52-year-old fender still looking good.

My dad drove the Belair for two years before upgrading to “the brown Chevy” a snazzy gold 1965 Impala four door sedan with white sidewall tires.

No flashy white sidewalls here.

No flashy white sidewalls here.

He handed down the Belair to Mom who chauffeured me to and from grade school in it. Both of my siblings, Dovima and Axel, learned how to drive off of it. It was the car I rode in when Dovima drove Axel and me all over the San Francisco Bay Area to puppy shop on the day after Christmas in 1969. Dad only allowed our dog, Mean Streak, to ride in Mom’s car. Meanie loved to hang his head out the Belair’s rear window where he’d slobber with gusto.

When an air bag was Granny yammering about the old days.

From the era when an air bag was Granny yammering about the old days.

My most memorable ride in that Belair occurred in summer 1968 when I was nine-years-old. Dad decided that we should go on a family picnic to Curry Creek, a campground near Clayton, about 33 miles and 33 hundred light years outside San Francisco.

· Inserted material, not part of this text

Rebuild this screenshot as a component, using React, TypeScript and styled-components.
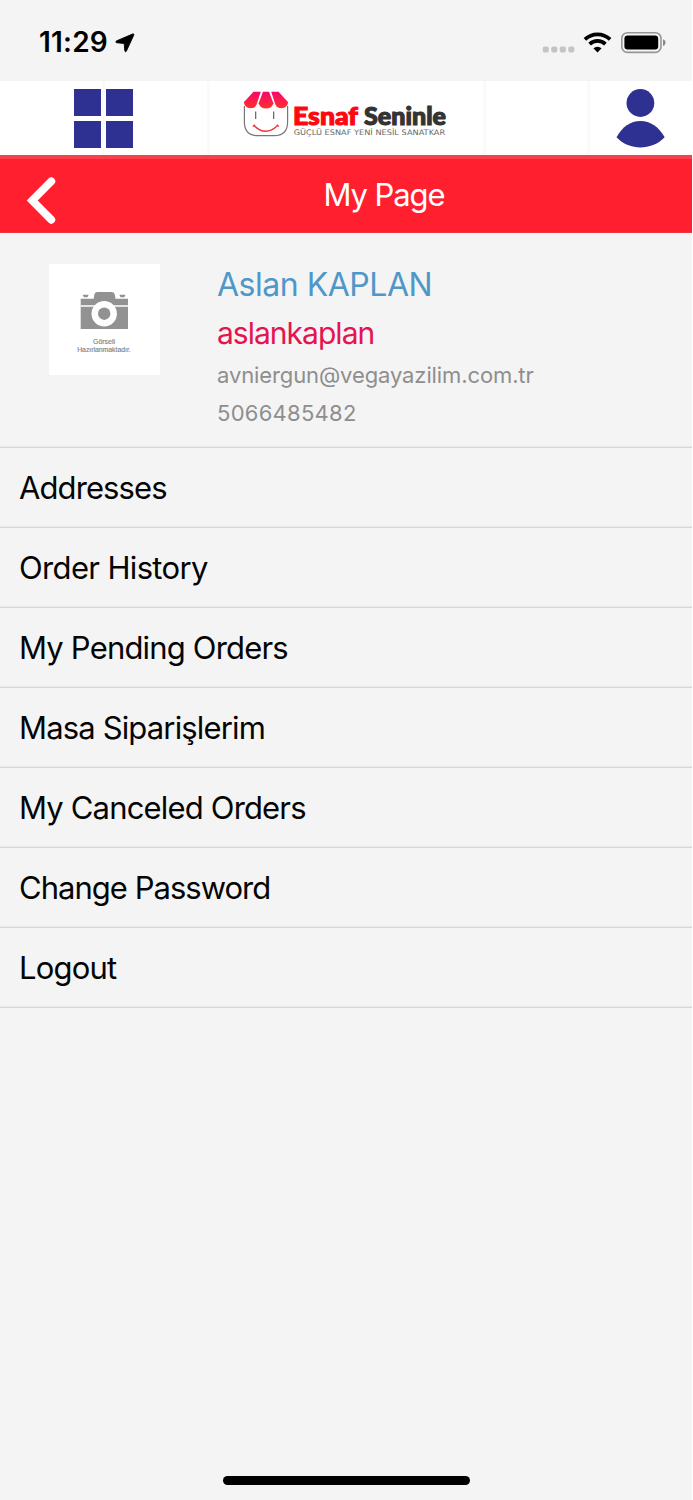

There were towering oak trees with tire swings, a swimming pool, a dusty ball field, swarms of bugs and because it was the outdoors, dirt simply everywhere. I was a scrawny, city slicker kid who was only into this affair for the car ride and the food: my grandmother’s fried chicken and potato salad.

It seemed that all the kids at this retreat moved in packs and were natural athletes glowing with golden tans. I was albino white and so painfully uncoordinated I could barely climb out of the car without falling down. There’s a home movie of me running spastically in a circle and wiping out. Furthermore, I could not swim and I despised the sweltering heat. What I excelled at most in this hellhole was reading comic books in the shade and hiking dirt paths where I’d fantasize about returning home and taking a bath.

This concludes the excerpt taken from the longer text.